■ Exercise brief: Leave out the pictures and repeat the data exactly.

● ● ● ●

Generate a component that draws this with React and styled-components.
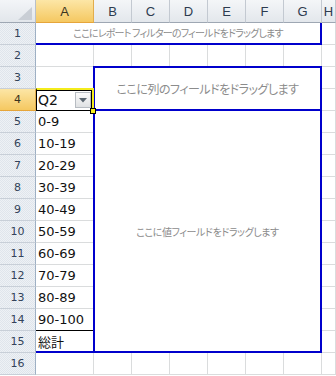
import styled, { createGlobalStyle, css } from "styled-components";

const GlobalStyle = createGlobalStyle`
  html, body {
    margin: 0;
    padding: 0;
    background: #fff;
  }
  body {
    font-family: "DejaVu Sans", sans-serif;
  }
`;

const COLUMNS = ["A", "B", "C", "D", "E", "F", "G", "H"];
const RANGES = [
  "0-9",
  "10-19",
  "20-29",
  "30-39",
  "40-49",
  "50-59",
  "60-69",
  "70-79",
  "80-89",
  "90-100",
];
const BLUE = "#0000cc";
const GRID = "#dadcdd";

const place = (p) => css`
  grid-column: ${p.$col} / span ${p.$w || 1};
  grid-row: ${p.$row} / span ${p.$h || 1};
`;

const Sheet = styled.div`
  display: grid;
  grid-template-columns: 36px 58px repeat(6, 38px) 14px;
  grid-template-rows: 23px repeat(16, 22px);
  width: 336px;
`;

const Corner = styled.div`
  ${place}
  box-sizing: border-box;
  display: flex;
  align-items: flex-end;
  justify-content: flex-end;
  padding: 0 3px 2px 0;
  background: linear-gradient(#f3f5f8, #e2e6eb);
  border-right: 1px solid #b9c0c9;
  border-bottom: 1px solid #9ea7b3;
`;

const ColHeader = styled.div`
  ${place}
  box-sizing: border-box;
  display: flex;
  align-items: center;
  justify-content: center;
  font-family: "Liberation Sans", Arial, sans-serif;
  font-size: 13px;
  color: #2d3b4f;
  background: linear-gradient(#f4f6f8, #e3e7ec);
  border-right: 1px solid #c3c9d1;
  border-bottom: 1px solid #9ea7b3;
  overflow: hidden;

  ${(p) =>
    p.$active &&
    css`
      background: linear-gradient(#fce6a6, #f5c861);
      border-right-color: #e2ad4c;
      border-bottom-color: #e6a53a;
      color: #3a3320;
    `}
`;

const RowHeader = styled.div`
  ${place}
  box-sizing: border-box;
  display: flex;
  align-items: center;
  justify-content: center;
  font-size: 11px;
  color: #33435a;
  background: repeating-conic-gradient(#dfe5ec 0 25%, #eef1f5 0 50%) 0 0 / 2px
    2px;
  border-right: 1px solid #9eb0c4;
  border-bottom: 1px solid #c8cfd8;

  ${(p) =>
    p.$active &&
    css`
      background: linear-gradient(#fce6a6, #f5c861);
      border-right-color: #e2ad4c;
      border-bottom-color: #e6a53a;
      color: #3a3320;
    `}
`;

const Cell = styled.div`
  ${place}
  box-sizing: border-box;
  display: flex;
  align-items: center;
  padding-left: 2px;
  font-size: 13px;
  color: #111;
  border-right: 1px solid ${GRID};
  border-bottom: 1px solid ${(p) => p.$bottom || GRID};
  white-space: nowrap;
  overflow: hidden;

  ${(p) =>
    p.$blueBottom &&
    css`
      border-bottom: 2px solid ${BLUE};
    `}
`;

const Jp = styled.span`
  font-family: "Noto Sans CJK JP", sans-serif;
  font-size: 13px;
`;

const ActiveCell = styled.div`
  ${place}
  position: relative;
  z-index: 2;
  box-sizing: border-box;
  margin-top: -1px;
  display: flex;
  align-items: center;
  justify-content: space-between;
  padding-left: 1px;
  font-size: 14px;
  color: #111;
  border-style: solid;
  border-width: 2px 2px 1px 1px;
  border-color: #f4ec1c #f4ec1c #000 #000;
  box-shadow: inset 0 1px 0 #000, inset -1px 0 0 #000;
`;

const DropButton = styled.div`
  box-sizing: border-box;
  width: 16px;
  height: 16px;
  margin-right: 1px;
  display: flex;
  align-items: center;
  justify-content: center;
  background: linear-gradient(#fbfbfb, #dfe1e3);
  border: 1px solid #b7bcc2;
`;

const FillHandle = styled.div`
  position: absolute;
  right: -4px;
  bottom: -4px;
  width: 6px;
  height: 6px;
  box-sizing: border-box;
  background: #f7ef1c;
  border: 1px solid #000;
`;

const Zone = styled.div`
  ${place}
  box-sizing: border-box;
  display: flex;
  align-items: center;
  justify-content: center;
  background: #fff;
  font-family: "Noto Sans CJK JP", sans-serif;
  font-feature-settings: "palt";
  color: #8c8c8c;
  white-space: nowrap;

  ${(p) =>
    p.$variant === "filter" &&
    css`
      padding-bottom: 2px;
      border-right: 2px solid ${BLUE};
      border-bottom: 2px solid ${BLUE};
    `}
  ${(p) =>
    p.$variant === "columns" &&
    css`
      margin: -1px 0 0 -1px;
      border: 2px solid ${BLUE};
    `}
  ${(p) =>
    p.$variant === "values" &&
    css`
      margin-left: -1px;
      border: 2px solid ${BLUE};
      border-top: 0;
    `}
`;

const ZoneLabel = styled.span`
  font-size: ${(p) => p.$size}px;
  letter-spacing: ${(p) => p.$spacing || 0}px;
`;

function CornerMark() {
  return (
    <svg width="14" height="13" viewBox="0 0 14 13">
      <polygon points="14,0 14,13 0,13" fill="#c9ced5" />
    </svg>
  );
}

function Caret() {
  return (
    <svg width="8" height="5" viewBox="0 0 8 5">
      <polygon points="0,0 8,0 4,4.5" fill="#5a6670" />
    </svg>
  );
}

export default function App() {
  const rows = Array.from({ length: 16 }, (_, i) => i + 1);

  return (
    <>
      <GlobalStyle />
      <Sheet>
        <Corner $col={1} $row={1}>
          <CornerMark />
        </Corner>
        {COLUMNS.map((c, i) => (
          <ColHeader key={c} $col={i + 2} $row={1} $active={c === "A"}>
            {c}
          </ColHeader>
        ))}
        {rows.map((r) => (
          <RowHeader key={r} $col={1} $row={r + 1} $active={r === 4}>
            {r}
          </RowHeader>
        ))}

        {/* row 1: report filter */}
        <Cell $col={9} $row={2} />

        {/* row 2 */}
        {COLUMNS.map((c, i) => (
          <Cell key={`r2-${c}`} $col={i + 2} $row={3} />
        ))}

        {/* rows 3-4 */}
        <Cell $col={2} $row={4} />
        <Cell $col={9} $row={4} />
        <ActiveCell $col={2} $row={5}>
          Q2
          <DropButton>
            <Caret />
          </DropButton>
          <FillHandle />
        </ActiveCell>
        <Cell $col={9} $row={5} />

        {/* rows 5-15: row labels */}
        {RANGES.map((label, i) => (
          <Cell
            key={label}
            $col={2}
            $row={i + 6}
            $bottom={i === RANGES.length - 1 ? "#000" : undefined}
          >
            {label}
          </Cell>
        ))}
        <Cell $col={2} $row={16} $blueBottom>
          <Jp>総計</Jp>
        </Cell>
        {Array.from({ length: 11 }, (_, i) => (
          <Cell key={`h-${i}`} $col={9} $row={i + 6} />
        ))}

        {/* row 16 */}
        {COLUMNS.map((c, i) => (
          <Cell key={`r16-${c}`} $col={i + 2} $row={17} />
        ))}

        <Zone $variant="filter" $col={2} $w={7} $row={2}>
          <ZoneLabel $size={10} $spacing={-0.8}>
            ここにレポート フィルターのフィールドをドラッグします
          </ZoneLabel>
        </Zone>
        <Zone $variant="columns" $col={3} $w={6} $row={4} $h={2}>
          <ZoneLabel $size={12} $spacing={-0.5}>
            ここに列のフィールドをドラッグします
          </ZoneLabel>
        </Zone>
        <Zone $variant="values" $col={3} $w={6} $row={6} $h={11}>
          <ZoneLabel $size={10} $spacing={-0.4}>
            ここに値フィールドをドラッグします
          </ZoneLabel>
        </Zone>
      </Sheet>
    </>
  );
}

● ● ● ●

■ Solution to the exercise:
Generate a component that draws this with React and styled-components.
import styled, { createGlobalStyle, css } from "styled-components";

const GlobalStyle = createGlobalStyle`
  html, body {
    margin: 0;
    padding: 0;
    background: #fff;
  }
  body {
    font-family: "DejaVu Sans", sans-serif;
  }
`;

const COLUMNS = ["A", "B", "C", "D", "E", "F", "G", "H"];
const RANGES = [
  "0-9",
  "10-19",
  "20-29",
  "30-39",
  "40-49",
  "50-59",
  "60-69",
  "70-79",
  "80-89",
  "90-100",
];
const BLUE = "#0000cc";
const GRID = "#dadcdd";

const place = (p) => css`
  grid-column: ${p.$col} / span ${p.$w || 1};
  grid-row: ${p.$row} / span ${p.$h || 1};
`;

const Sheet = styled.div`
  display: grid;
  grid-template-columns: 36px 58px repeat(6, 38px) 14px;
  grid-template-rows: 23px repeat(16, 22px);
  width: 336px;
`;

const Corner = styled.div`
  ${place}
  box-sizing: border-box;
  display: flex;
  align-items: flex-end;
  justify-content: flex-end;
  padding: 0 3px 2px 0;
  background: linear-gradient(#f3f5f8, #e2e6eb);
  border-right: 1px solid #b9c0c9;
  border-bottom: 1px solid #9ea7b3;
`;

const ColHeader = styled.div`
  ${place}
  box-sizing: border-box;
  display: flex;
  align-items: center;
  justify-content: center;
  font-family: "Liberation Sans", Arial, sans-serif;
  font-size: 13px;
  color: #2d3b4f;
  background: linear-gradient(#f4f6f8, #e3e7ec);
  border-right: 1px solid #c3c9d1;
  border-bottom: 1px solid #9ea7b3;
  overflow: hidden;

  ${(p) =>
    p.$active &&
    css`
      background: linear-gradient(#fce6a6, #f5c861);
      border-right-color: #e2ad4c;
      border-bottom-color: #e6a53a;
      color: #3a3320;
    `}
`;

const RowHeader = styled.div`
  ${place}
  box-sizing: border-box;
  display: flex;
  align-items: center;
  justify-content: center;
  font-size: 11px;
  color: #33435a;
  background: repeating-conic-gradient(#dfe5ec 0 25%, #eef1f5 0 50%) 0 0 / 2px
    2px;
  border-right: 1px solid #9eb0c4;
  border-bottom: 1px solid #c8cfd8;

  ${(p) =>
    p.$active &&
    css`
      background: linear-gradient(#fce6a6, #f5c861);
      border-right-color: #e2ad4c;
      border-bottom-color: #e6a53a;
      color: #3a3320;
    `}
`;

const Cell = styled.div`
  ${place}
  box-sizing: border-box;
  display: flex;
  align-items: center;
  padding-left: 2px;
  font-size: 13px;
  color: #111;
  border-right: 1px solid ${GRID};
  border-bottom: 1px solid ${(p) => p.$bottom || GRID};
  white-space: nowrap;
  overflow: hidden;

  ${(p) =>
    p.$blueBottom &&
    css`
      border-bottom: 2px solid ${BLUE};
    `}
`;

const Jp = styled.span`
  font-family: "Noto Sans CJK JP", sans-serif;
  font-size: 13px;
`;

const ActiveCell = styled.div`
  ${place}
  position: relative;
  z-index: 2;
  box-sizing: border-box;
  margin-top: -1px;
  display: flex;
  align-items: center;
  justify-content: space-between;
  padding-left: 1px;
  font-size: 14px;
  color: #111;
  border-style: solid;
  border-width: 2px 2px 1px 1px;
  border-color: #f4ec1c #f4ec1c #000 #000;
  box-shadow: inset 0 1px 0 #000, inset -1px 0 0 #000;
`;

const DropButton = styled.div`
  box-sizing: border-box;
  width: 16px;
  height: 16px;
  margin-right: 1px;
  display: flex;
  align-items: center;
  justify-content: center;
  background: linear-gradient(#fbfbfb, #dfe1e3);
  border: 1px solid #b7bcc2;
`;

const FillHandle = styled.div`
  position: absolute;
  right: -4px;
  bottom: -4px;
  width: 6px;
  height: 6px;
  box-sizing: border-box;
  background: #f7ef1c;
  border: 1px solid #000;
`;

const Zone = styled.div`
  ${place}
  box-sizing: border-box;
  display: flex;
  align-items: center;
  justify-content: center;
  background: #fff;
  font-family: "Noto Sans CJK JP", sans-serif;
  font-feature-settings: "palt";
  color: #8c8c8c;
  white-space: nowrap;

  ${(p) =>
    p.$variant === "filter" &&
    css`
      padding-bottom: 2px;
      border-right: 2px solid ${BLUE};
      border-bottom: 2px solid ${BLUE};
    `}
  ${(p) =>
    p.$variant === "columns" &&
    css`
      margin: -1px 0 0 -1px;
      border: 2px solid ${BLUE};
    `}
  ${(p) =>
    p.$variant === "values" &&
    css`
      margin-left: -1px;
      border: 2px solid ${BLUE};
      border-top: 0;
    `}
`;

const ZoneLabel = styled.span`
  font-size: ${(p) => p.$size}px;
  letter-spacing: ${(p) => p.$spacing || 0}px;
`;

function CornerMark() {
  return (
    <svg width="14" height="13" viewBox="0 0 14 13">
      <polygon points="14,0 14,13 0,13" fill="#c9ced5" />
    </svg>
  );
}

function Caret() {
  return (
    <svg width="8" height="5" viewBox="0 0 8 5">
      <polygon points="0,0 8,0 4,4.5" fill="#5a6670" />
    </svg>
  );
}

export default function App() {
  const rows = Array.from({ length: 16 }, (_, i) => i + 1);

  return (
    <>
      <GlobalStyle />
      <Sheet>
        <Corner $col={1} $row={1}>
          <CornerMark />
        </Corner>
        {COLUMNS.map((c, i) => (
          <ColHeader key={c} $col={i + 2} $row={1} $active={c === "A"}>
            {c}
          </ColHeader>
        ))}
        {rows.map((r) => (
          <RowHeader key={r} $col={1} $row={r + 1} $active={r === 4}>
            {r}
          </RowHeader>
        ))}

        {/* row 1: report filter */}
        <Cell $col={9} $row={2} />

        {/* row 2 */}
        {COLUMNS.map((c, i) => (
          <Cell key={`r2-${c}`} $col={i + 2} $row={3} />
        ))}

        {/* rows 3-4 */}
        <Cell $col={2} $row={4} />
        <Cell $col={9} $row={4} />
        <ActiveCell $col={2} $row={5}>
          Q2
          <DropButton>
            <Caret />
          </DropButton>
          <FillHandle />
        </ActiveCell>
        <Cell $col={9} $row={5} />

        {/* rows 5-15: row labels */}
        {RANGES.map((label, i) => (
          <Cell
            key={label}
            $col={2}
            $row={i + 6}
            $bottom={i === RANGES.length - 1 ? "#000" : undefined}
          >
            {label}
          </Cell>
        ))}
        <Cell $col={2} $row={16} $blueBottom>
          <Jp>総計</Jp>
        </Cell>
        {Array.from({ length: 11 }, (_, i) => (
          <Cell key={`h-${i}`} $col={9} $row={i + 6} />
        ))}

        {/* row 16 */}
        {COLUMNS.map((c, i) => (
          <Cell key={`r16-${c}`} $col={i + 2} $row={17} />
        ))}

        <Zone $variant="filter" $col={2} $w={7} $row={2}>
          <ZoneLabel $size={10} $spacing={-0.8}>
            ここにレポート フィルターのフィールドをドラッグします
          </ZoneLabel>
        </Zone>
        <Zone $variant="columns" $col={3} $w={6} $row={4} $h={2}>
          <ZoneLabel $size={12} $spacing={-0.5}>
            ここに列のフィールドをドラッグします
          </ZoneLabel>
        </Zone>
        <Zone $variant="values" $col={3} $w={6} $row={6} $h={11}>
          <ZoneLabel $size={10} $spacing={-0.4}>
            ここに値フィールドをドラッグします
          </ZoneLabel>
        </Zone>
      </Sheet>
    </>
  );
}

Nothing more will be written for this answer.